──────── Task material

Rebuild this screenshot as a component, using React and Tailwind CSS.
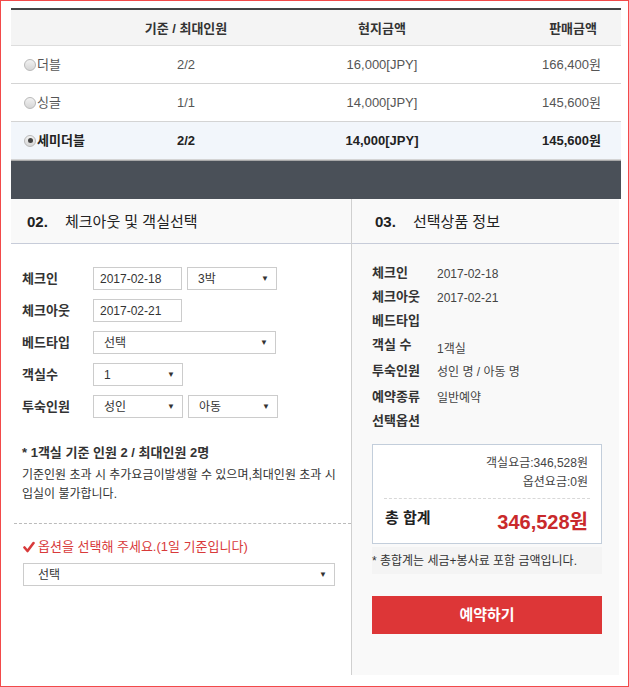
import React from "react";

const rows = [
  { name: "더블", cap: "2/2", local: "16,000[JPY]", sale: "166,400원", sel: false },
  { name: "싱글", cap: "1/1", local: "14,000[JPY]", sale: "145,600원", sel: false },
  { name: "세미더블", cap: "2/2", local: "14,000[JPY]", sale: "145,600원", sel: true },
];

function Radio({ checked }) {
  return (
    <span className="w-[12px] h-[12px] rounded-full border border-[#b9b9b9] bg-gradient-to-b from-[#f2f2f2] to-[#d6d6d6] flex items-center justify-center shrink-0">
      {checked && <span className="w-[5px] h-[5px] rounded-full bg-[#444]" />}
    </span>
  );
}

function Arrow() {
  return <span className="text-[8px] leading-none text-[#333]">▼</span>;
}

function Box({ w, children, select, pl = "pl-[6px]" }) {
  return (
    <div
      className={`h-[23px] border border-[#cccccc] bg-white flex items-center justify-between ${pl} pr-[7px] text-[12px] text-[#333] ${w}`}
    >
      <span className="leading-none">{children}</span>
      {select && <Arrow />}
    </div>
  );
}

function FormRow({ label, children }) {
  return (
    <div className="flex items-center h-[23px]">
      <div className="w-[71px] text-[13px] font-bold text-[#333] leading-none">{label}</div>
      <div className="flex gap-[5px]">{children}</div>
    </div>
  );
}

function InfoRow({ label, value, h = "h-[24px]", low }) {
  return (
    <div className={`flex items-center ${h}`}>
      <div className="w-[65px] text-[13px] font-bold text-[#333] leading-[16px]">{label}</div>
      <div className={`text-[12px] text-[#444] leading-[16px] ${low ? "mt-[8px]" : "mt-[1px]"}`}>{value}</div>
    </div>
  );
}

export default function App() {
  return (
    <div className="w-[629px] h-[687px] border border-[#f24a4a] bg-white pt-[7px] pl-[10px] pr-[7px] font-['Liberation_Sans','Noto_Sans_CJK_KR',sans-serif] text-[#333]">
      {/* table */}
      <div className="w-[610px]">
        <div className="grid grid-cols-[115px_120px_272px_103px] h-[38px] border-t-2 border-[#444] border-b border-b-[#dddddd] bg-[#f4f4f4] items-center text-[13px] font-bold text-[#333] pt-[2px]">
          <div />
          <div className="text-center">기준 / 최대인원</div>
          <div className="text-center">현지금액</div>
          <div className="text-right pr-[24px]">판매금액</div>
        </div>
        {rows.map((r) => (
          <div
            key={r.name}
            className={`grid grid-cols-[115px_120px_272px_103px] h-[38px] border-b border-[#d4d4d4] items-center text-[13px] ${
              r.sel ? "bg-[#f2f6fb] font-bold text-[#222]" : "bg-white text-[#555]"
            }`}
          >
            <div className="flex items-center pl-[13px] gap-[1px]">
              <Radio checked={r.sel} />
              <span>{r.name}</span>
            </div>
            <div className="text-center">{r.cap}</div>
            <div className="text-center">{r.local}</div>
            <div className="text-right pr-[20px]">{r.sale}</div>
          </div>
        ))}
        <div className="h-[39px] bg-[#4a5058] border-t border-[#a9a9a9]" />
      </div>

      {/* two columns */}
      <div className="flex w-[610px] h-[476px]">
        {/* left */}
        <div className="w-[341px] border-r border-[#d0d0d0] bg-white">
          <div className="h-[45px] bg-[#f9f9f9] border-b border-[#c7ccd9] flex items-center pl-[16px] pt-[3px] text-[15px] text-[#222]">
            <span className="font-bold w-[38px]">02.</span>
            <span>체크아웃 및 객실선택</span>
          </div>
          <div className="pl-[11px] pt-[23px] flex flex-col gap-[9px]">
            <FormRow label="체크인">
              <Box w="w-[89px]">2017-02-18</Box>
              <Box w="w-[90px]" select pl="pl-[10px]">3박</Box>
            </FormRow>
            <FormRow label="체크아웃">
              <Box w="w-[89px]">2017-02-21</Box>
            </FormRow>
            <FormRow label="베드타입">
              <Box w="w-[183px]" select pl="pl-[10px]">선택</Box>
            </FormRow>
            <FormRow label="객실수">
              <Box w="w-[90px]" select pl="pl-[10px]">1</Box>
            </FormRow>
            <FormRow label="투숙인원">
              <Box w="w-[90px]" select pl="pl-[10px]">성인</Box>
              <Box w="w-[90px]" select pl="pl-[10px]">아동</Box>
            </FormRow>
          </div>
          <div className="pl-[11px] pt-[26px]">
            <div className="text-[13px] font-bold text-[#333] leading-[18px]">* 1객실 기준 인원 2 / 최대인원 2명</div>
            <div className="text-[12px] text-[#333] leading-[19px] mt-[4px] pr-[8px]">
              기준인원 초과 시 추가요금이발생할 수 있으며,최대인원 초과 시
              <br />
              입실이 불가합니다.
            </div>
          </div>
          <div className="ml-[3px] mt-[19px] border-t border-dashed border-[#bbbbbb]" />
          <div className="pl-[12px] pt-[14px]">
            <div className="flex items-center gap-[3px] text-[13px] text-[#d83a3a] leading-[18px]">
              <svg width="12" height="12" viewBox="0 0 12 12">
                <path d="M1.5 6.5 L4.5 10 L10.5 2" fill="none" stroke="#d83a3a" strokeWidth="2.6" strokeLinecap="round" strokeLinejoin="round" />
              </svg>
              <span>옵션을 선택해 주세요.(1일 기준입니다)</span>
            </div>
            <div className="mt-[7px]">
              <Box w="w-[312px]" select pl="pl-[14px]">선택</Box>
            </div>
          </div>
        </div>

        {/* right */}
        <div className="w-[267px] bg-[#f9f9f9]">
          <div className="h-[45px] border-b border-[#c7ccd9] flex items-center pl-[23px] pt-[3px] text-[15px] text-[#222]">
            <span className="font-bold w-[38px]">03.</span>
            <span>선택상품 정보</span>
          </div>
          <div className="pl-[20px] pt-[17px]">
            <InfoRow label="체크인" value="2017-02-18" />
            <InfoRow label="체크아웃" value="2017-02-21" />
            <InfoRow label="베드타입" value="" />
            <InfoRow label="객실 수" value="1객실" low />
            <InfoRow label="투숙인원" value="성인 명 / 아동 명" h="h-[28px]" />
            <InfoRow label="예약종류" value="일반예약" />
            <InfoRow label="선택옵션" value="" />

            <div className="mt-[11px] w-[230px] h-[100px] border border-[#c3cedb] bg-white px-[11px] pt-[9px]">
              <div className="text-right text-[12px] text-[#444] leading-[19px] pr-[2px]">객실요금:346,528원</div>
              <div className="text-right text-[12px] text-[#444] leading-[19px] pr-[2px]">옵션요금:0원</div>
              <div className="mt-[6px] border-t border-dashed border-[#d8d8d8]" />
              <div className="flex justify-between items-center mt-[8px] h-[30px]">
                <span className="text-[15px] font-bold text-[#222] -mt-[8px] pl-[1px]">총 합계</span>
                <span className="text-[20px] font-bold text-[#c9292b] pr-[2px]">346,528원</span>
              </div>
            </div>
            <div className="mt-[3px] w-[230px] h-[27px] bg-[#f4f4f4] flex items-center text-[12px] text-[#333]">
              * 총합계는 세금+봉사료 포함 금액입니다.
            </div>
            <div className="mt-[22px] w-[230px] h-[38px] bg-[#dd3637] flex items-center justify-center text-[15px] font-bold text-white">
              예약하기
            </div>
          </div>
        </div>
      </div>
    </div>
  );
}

────────────────
──────── Task material

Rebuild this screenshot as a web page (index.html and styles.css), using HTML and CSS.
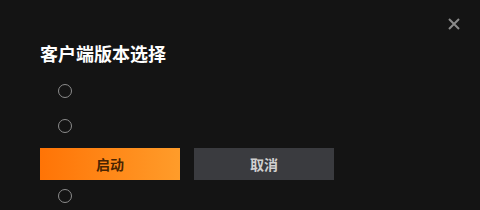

────────────────
──────── Task material

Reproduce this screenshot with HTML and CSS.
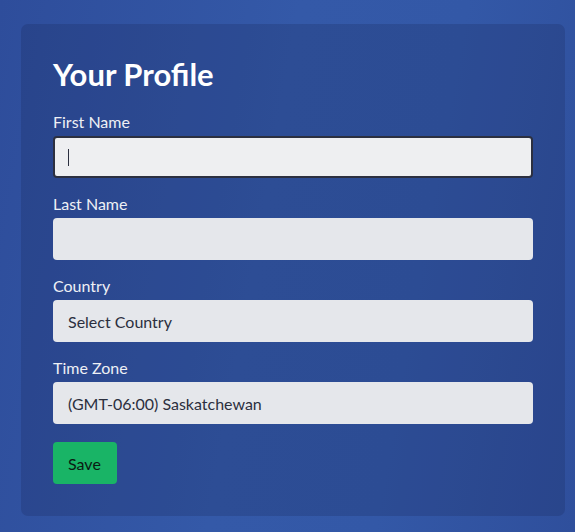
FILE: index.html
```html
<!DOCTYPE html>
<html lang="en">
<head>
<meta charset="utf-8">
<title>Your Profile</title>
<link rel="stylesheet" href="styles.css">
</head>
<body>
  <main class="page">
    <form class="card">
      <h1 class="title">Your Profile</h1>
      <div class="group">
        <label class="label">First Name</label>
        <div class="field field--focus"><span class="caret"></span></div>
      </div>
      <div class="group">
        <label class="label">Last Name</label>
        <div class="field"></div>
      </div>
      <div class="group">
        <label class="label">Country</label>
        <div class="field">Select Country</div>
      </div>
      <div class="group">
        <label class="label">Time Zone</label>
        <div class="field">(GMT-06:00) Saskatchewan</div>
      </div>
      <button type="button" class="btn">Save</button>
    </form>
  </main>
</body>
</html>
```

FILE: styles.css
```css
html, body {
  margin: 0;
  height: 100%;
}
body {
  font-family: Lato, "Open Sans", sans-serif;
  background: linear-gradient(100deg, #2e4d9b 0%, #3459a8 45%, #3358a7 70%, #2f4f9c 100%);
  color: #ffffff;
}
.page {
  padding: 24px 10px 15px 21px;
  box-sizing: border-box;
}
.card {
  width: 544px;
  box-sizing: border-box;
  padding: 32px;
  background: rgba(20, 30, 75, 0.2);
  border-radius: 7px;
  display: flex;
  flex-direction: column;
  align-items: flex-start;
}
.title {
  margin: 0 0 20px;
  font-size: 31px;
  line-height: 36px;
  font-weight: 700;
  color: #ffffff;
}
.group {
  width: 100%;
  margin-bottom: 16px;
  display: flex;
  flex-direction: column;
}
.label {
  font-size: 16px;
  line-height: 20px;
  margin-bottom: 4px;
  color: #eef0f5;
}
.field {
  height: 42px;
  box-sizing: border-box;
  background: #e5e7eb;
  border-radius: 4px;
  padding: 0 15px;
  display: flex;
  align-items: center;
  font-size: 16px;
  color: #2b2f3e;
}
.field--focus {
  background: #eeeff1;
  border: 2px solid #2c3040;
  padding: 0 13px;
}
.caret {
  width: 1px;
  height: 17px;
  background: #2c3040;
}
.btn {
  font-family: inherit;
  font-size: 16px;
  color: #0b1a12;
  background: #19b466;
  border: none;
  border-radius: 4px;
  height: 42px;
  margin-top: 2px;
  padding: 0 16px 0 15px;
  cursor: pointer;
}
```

────────────────

▸ Challenge
Find each line in the records holding the string "Rebuild" and show it.

▸ Answer in full
Rebuild this screenshot as a component, using React and Tailwind CSS.
Rebuild this screenshot as a web page (index.html and styles.css), using HTML and CSS.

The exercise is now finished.